- RECORDED DATA
—————

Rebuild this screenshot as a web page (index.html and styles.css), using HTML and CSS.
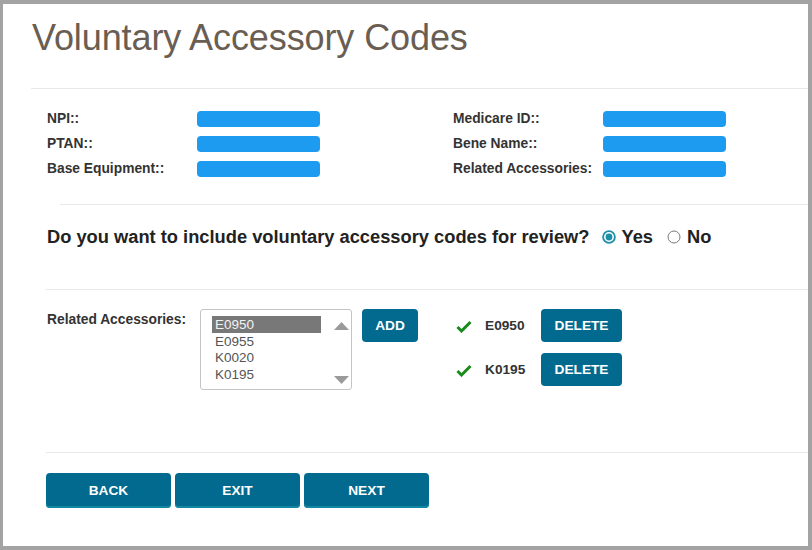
FILE: index.html
```html
<!DOCTYPE html>
<html lang="en">
<head>
<meta charset="utf-8">
<title>Voluntary Accessory Codes</title>
<link rel="stylesheet" href="styles.css">
</head>
<body>
<div class="frame">
  <h1 class="title">Voluntary Accessory Codes</h1>
  <div class="rule rule-a"></div>

  <div class="info">
    <div class="info-col">
      <div class="info-row"><span class="lbl">NPI::</span><span class="bar"></span></div>
      <div class="info-row"><span class="lbl">PTAN::</span><span class="bar"></span></div>
      <div class="info-row"><span class="lbl">Base Equipment::</span><span class="bar"></span></div>
    </div>
    <div class="info-col">
      <div class="info-row"><span class="lbl">Medicare ID::</span><span class="bar"></span></div>
      <div class="info-row"><span class="lbl">Bene Name::</span><span class="bar"></span></div>
      <div class="info-row"><span class="lbl">Related Accessories:</span><span class="bar"></span></div>
    </div>
  </div>

  <div class="rule rule-b"></div>

  <div class="question">
    <span class="q-text">Do you want to include voluntary accessory codes for review?</span>
    <span class="radio">
      <svg width="14" height="14" viewBox="0 0 14 14"><circle cx="7" cy="7" r="5.9" fill="none" stroke="#1b8ea8" stroke-width="1.8"/><circle cx="7" cy="7" r="3.4" fill="#1b8ea8"/></svg>
      <span class="r-lbl">Yes</span>
    </span>
    <span class="radio">
      <svg width="14" height="14" viewBox="0 0 14 14"><circle cx="7" cy="7" r="6" fill="#fff" stroke="#7a7a7a" stroke-width="1"/></svg>
      <span class="r-lbl">No</span>
    </span>
  </div>

  <div class="rule rule-c"></div>

  <div class="accessories">
    <span class="lbl acc-lbl">Related Accessories:</span>
    <div class="listbox">
      <div class="list-items">
        <div class="item selected">E0950</div>
        <div class="item">E0955</div>
        <div class="item">K0020</div>
        <div class="item">K0195</div>
      </div>
      <div class="list-arrows">
        <svg width="15" height="8" viewBox="0 0 15 8"><path d="M7.5 0 L15 8 L0 8 Z" fill="#9a9a9a"/></svg>
        <svg width="15" height="8" viewBox="0 0 15 8"><path d="M0 0 L15 0 L7.5 8 Z" fill="#9a9a9a"/></svg>
      </div>
    </div>
    <button class="btn btn-add">ADD</button>
    <div class="chosen">
      <div class="chosen-row">
        <svg class="check" width="16" height="13" viewBox="0 0 16 13"><path d="M1.5 7 L5.5 11 L14.5 2" fill="none" stroke="#1a8a1a" stroke-width="3" stroke-linejoin="miter"/></svg>
        <span class="code">E0950</span>
        <button class="btn btn-del">DELETE</button>
      </div>
      <div class="chosen-row">
        <svg class="check" width="16" height="13" viewBox="0 0 16 13"><path d="M1.5 7 L5.5 11 L14.5 2" fill="none" stroke="#1a8a1a" stroke-width="3" stroke-linejoin="miter"/></svg>
        <span class="code">K0195</span>
        <button class="btn btn-del">DELETE</button>
      </div>
    </div>
  </div>

  <div class="rule rule-d"></div>

  <div class="nav">
    <button class="btn btn-nav">BACK</button>
    <button class="btn btn-nav">EXIT</button>
    <button class="btn btn-nav">NEXT</button>
  </div>
</div>
</body>
</html>
```

FILE: styles.css
```css
* { box-sizing: border-box; }

html, body {
  margin: 0;
  padding: 0;
  background: #ffffff;
}

body {
  font-family: "Liberation Sans", Arial, sans-serif;
  color: #333333;
}

.frame {
  width: 812px;
  height: 550px;
  border-style: solid;
  border-color: #a3a3a3;
  border-width: 4px 4px 4px 3px;
  background: #ffffff;
  overflow: hidden;
}

.title {
  margin: 14px 0 0 29px;
  font-size: 36px;
  line-height: 40px;
  font-weight: normal;
  color: #6a5d52;
  letter-spacing: -0.1px;
}

.rule {
  height: 1px;
  background: #e9e9e9;
}
.rule-a { margin: 30px 0 0 28px; }
.rule-b { margin: 23px 0 0 57px; }
.rule-c { margin: 40px 0 0 43px; }
.rule-d { margin: 62px 0 0 43px; }

.info {
  display: flex;
  padding: 17px 0 0 44px;
}
.info-col {
  width: 406px;
  flex-shrink: 0;
  display: flex;
  flex-direction: column;
}
.info-row {
  height: 25px;
  display: flex;
  align-items: center;
}
.lbl {
  font-size: 13.8px;
  font-weight: bold;
  color: #333333;
}
.info-row .lbl {
  width: 150px;
  flex-shrink: 0;
}
.bar {
  width: 123px;
  height: 16px;
  flex-shrink: 0;
  border-radius: 4px;
  background: #1d9bf0;
}

.question {
  margin-top: 20px;
  height: 24px;
  display: flex;
  align-items: center;
  padding-left: 44px;
  font-weight: bold;
  color: #222222;
  white-space: nowrap;
}
.q-text {
  font-size: 18.3px;
}
.radio {
  display: flex;
  align-items: center;
  margin-left: 12px;
}
.radio + .radio { margin-left: 14px; }
.radio svg { display: block; }
.r-lbl {
  margin-left: 6px;
  font-size: 18.3px;
}

.accessories {
  padding: 19px 0 0 44px;
  display: flex;
  align-items: flex-start;
}
.acc-lbl {
  width: 153px;
  margin-top: 3px;
}

.listbox {
  width: 152px;
  height: 81px;
  border: 1px solid #c4c4c4;
  border-radius: 3px;
  display: flex;
  padding: 6px 0 0 11px;
}
.list-items {
  width: 109px;
}
.item {
  height: 16.7px;
  line-height: 17px;
  font-size: 13.5px;
  color: #555555;
  padding-left: 3px;
}
.item.selected {
  background: #787878;
  color: #f2f2f2;
}
.list-arrows {
  margin-left: 13px;
  height: 68px;
  padding-top: 6px;
  display: flex;
  flex-direction: column;
  justify-content: space-between;
}
.list-arrows svg { display: block; }

.btn {
  border: none;
  border-radius: 4px;
  background: #016a8e;
  color: #ffffff;
  font-family: "Liberation Sans", Arial, sans-serif;
  font-weight: bold;
  font-size: 13.7px;
  padding: 0;
  cursor: pointer;
}
.btn-add {
  width: 56px;
  height: 33px;
  margin-left: 10px;
}

.chosen {
  margin-left: 38px;
  display: flex;
  flex-direction: column;
  gap: 11px;
}
.chosen-row {
  height: 33px;
  display: flex;
  align-items: center;
}
.check {
  display: block;
  margin-top: 1px;
}
.code {
  margin-left: 13px;
  width: 56px;
  font-size: 13.7px;
  font-weight: bold;
  color: #333333;
}
.btn-del {
  width: 81px;
  height: 33px;
}

.nav {
  margin-top: 20px;
  padding-left: 43px;
  display: flex;
  gap: 4px;
}
.btn-nav {
  width: 125px;
  height: 35px;
  box-shadow: inset 0 -2px 0 #1388a4;
}
```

—————

Set every line down exactly as written, leaving each picture out.

- ANSWER TO THE PROBLEM
Rebuild this screenshot as a web page (index.html and styles.css), using HTML and CSS.
FILE: index.html
```html
<!DOCTYPE html>
<html lang="en">
<head>
<meta charset="utf-8">
<title>Voluntary Accessory Codes</title>
<link rel="stylesheet" href="styles.css">
</head>
<body>
<div class="frame">
  <h1 class="title">Voluntary Accessory Codes</h1>
  <div class="rule rule-a"></div>

  <div class="info">
    <div class="info-col">
      <div class="info-row"><span class="lbl">NPI::</span><span class="bar"></span></div>
      <div class="info-row"><span class="lbl">PTAN::</span><span class="bar"></span></div>
      <div class="info-row"><span class="lbl">Base Equipment::</span><span class="bar"></span></div>
    </div>
    <div class="info-col">
      <div class="info-row"><span class="lbl">Medicare ID::</span><span class="bar"></span></div>
      <div class="info-row"><span class="lbl">Bene Name::</span><span class="bar"></span></div>
      <div class="info-row"><span class="lbl">Related Accessories:</span><span class="bar"></span></div>
    </div>
  </div>

  <div class="rule rule-b"></div>

  <div class="question">
    <span class="q-text">Do you want to include voluntary accessory codes for review?</span>
    <span class="radio">
      <svg width="14" height="14" viewBox="0 0 14 14"><circle cx="7" cy="7" r="5.9" fill="none" stroke="#1b8ea8" stroke-width="1.8"/><circle cx="7" cy="7" r="3.4" fill="#1b8ea8"/></svg>
      <span class="r-lbl">Yes</span>
    </span>
    <span class="radio">
      <svg width="14" height="14" viewBox="0 0 14 14"><circle cx="7" cy="7" r="6" fill="#fff" stroke="#7a7a7a" stroke-width="1"/></svg>
      <span class="r-lbl">No</span>
    </span>
  </div>

  <div class="rule rule-c"></div>

  <div class="accessories">
    <span class="lbl acc-lbl">Related Accessories:</span>
    <div class="listbox">
      <div class="list-items">
        <div class="item selected">E0950</div>
        <div class="item">E0955</div>
        <div class="item">K0020</div>
        <div class="item">K0195</div>
      </div>
      <div class="list-arrows">
        <svg width="15" height="8" viewBox="0 0 15 8"><path d="M7.5 0 L15 8 L0 8 Z" fill="#9a9a9a"/></svg>
        <svg width="15" height="8" viewBox="0 0 15 8"><path d="M0 0 L15 0 L7.5 8 Z" fill="#9a9a9a"/></svg>
      </div>
    </div>
    <button class="btn btn-add">ADD</button>
    <div class="chosen">
      <div class="chosen-row">
        <svg class="check" width="16" height="13" viewBox="0 0 16 13"><path d="M1.5 7 L5.5 11 L14.5 2" fill="none" stroke="#1a8a1a" stroke-width="3" stroke-linejoin="miter"/></svg>
        <span class="code">E0950</span>
        <button class="btn btn-del">DELETE</button>
      </div>
      <div class="chosen-row">
        <svg class="check" width="16" height="13" viewBox="0 0 16 13"><path d="M1.5 7 L5.5 11 L14.5 2" fill="none" stroke="#1a8a1a" stroke-width="3" stroke-linejoin="miter"/></svg>
        <span class="code">K0195</span>
        <button class="btn btn-del">DELETE</button>
      </div>
    </div>
  </div>

  <div class="rule rule-d"></div>

  <div class="nav">
    <button class="btn btn-nav">BACK</button>
    <button class="btn btn-nav">EXIT</button>
    <button class="btn btn-nav">NEXT</button>
  </div>
</div>
</body>
</html>
```

FILE: styles.css
```css
* { box-sizing: border-box; }

html, body {
  margin: 0;
  padding: 0;
  background: #ffffff;
}

body {
  font-family: "Liberation Sans", Arial, sans-serif;
  color: #333333;
}

.frame {
  width: 812px;
  height: 550px;
  border-style: solid;
  border-color: #a3a3a3;
  border-width: 4px 4px 4px 3px;
  background: #ffffff;
  overflow: hidden;
}

.title {
  margin: 14px 0 0 29px;
  font-size: 36px;
  line-height: 40px;
  font-weight: normal;
  color: #6a5d52;
  letter-spacing: -0.1px;
}

.rule {
  height: 1px;
  background: #e9e9e9;
}
.rule-a { margin: 30px 0 0 28px; }
.rule-b { margin: 23px 0 0 57px; }
.rule-c { margin: 40px 0 0 43px; }
.rule-d { margin: 62px 0 0 43px; }

.info {
  display: flex;
  padding: 17px 0 0 44px;
}
.info-col {
  width: 406px;
  flex-shrink: 0;
  display: flex;
  flex-direction: column;
}
.info-row {
  height: 25px;
  display: flex;
  align-items: center;
}
.lbl {
  font-size: 13.8px;
  font-weight: bold;
  color: #333333;
}
.info-row .lbl {
  width: 150px;
  flex-shrink: 0;
}
.bar {
  width: 123px;
  height: 16px;
  flex-shrink: 0;
  border-radius: 4px;
  background: #1d9bf0;
}

.question {
  margin-top: 20px;
  height: 24px;
  display: flex;
  align-items: center;
  padding-left: 44px;
  font-weight: bold;
  color: #222222;
  white-space: nowrap;
}
.q-text {
  font-size: 18.3px;
}
.radio {
  display: flex;
  align-items: center;
  margin-left: 12px;
}
.radio + .radio { margin-left: 14px; }
.radio svg { display: block; }
.r-lbl {
  margin-left: 6px;
  font-size: 18.3px;
}

.accessories {
  padding: 19px 0 0 44px;
  display: flex;
  align-items: flex-start;
}
.acc-lbl {
  width: 153px;
  margin-top: 3px;
}

.listbox {
  width: 152px;
  height: 81px;
  border: 1px solid #c4c4c4;
  border-radius: 3px;
  display: flex;
  padding: 6px 0 0 11px;
}
.list-items {
  width: 109px;
}
.item {
  height: 16.7px;
  line-height: 17px;
  font-size: 13.5px;
  color: #555555;
  padding-left: 3px;
}
.item.selected {
  background: #787878;
  color: #f2f2f2;
}
.list-arrows {
  margin-left: 13px;
  height: 68px;
  padding-top: 6px;
  display: flex;
  flex-direction: column;
  justify-content: space-between;
}
.list-arrows svg { display: block; }

.btn {
  border: none;
  border-radius: 4px;
  background: #016a8e;
  color: #ffffff;
  font-family: "Liberation Sans", Arial, sans-serif;
  font-weight: bold;
  font-size: 13.7px;
  padding: 0;
  cursor: pointer;
}
.btn-add {
  width: 56px;
  height: 33px;
  margin-left: 10px;
}

.chosen {
  margin-left: 38px;
  display: flex;
  flex-direction: column;
  gap: 11px;
}
.chosen-row {
  height: 33px;
  display: flex;
  align-items: center;
}
.check {
  display: block;
  margin-top: 1px;
}
.code {
  margin-left: 13px;
  width: 56px;
  font-size: 13.7px;
  font-weight: bold;
  color: #333333;
}
.btn-del {
  width: 81px;
  height: 33px;
}

.nav {
  margin-top: 20px;
  padding-left: 43px;
  display: flex;
  gap: 4px;
}
.btn-nav {
  width: 125px;
  height: 35px;
  box-shadow: inset 0 -2px 0 #1388a4;
}
```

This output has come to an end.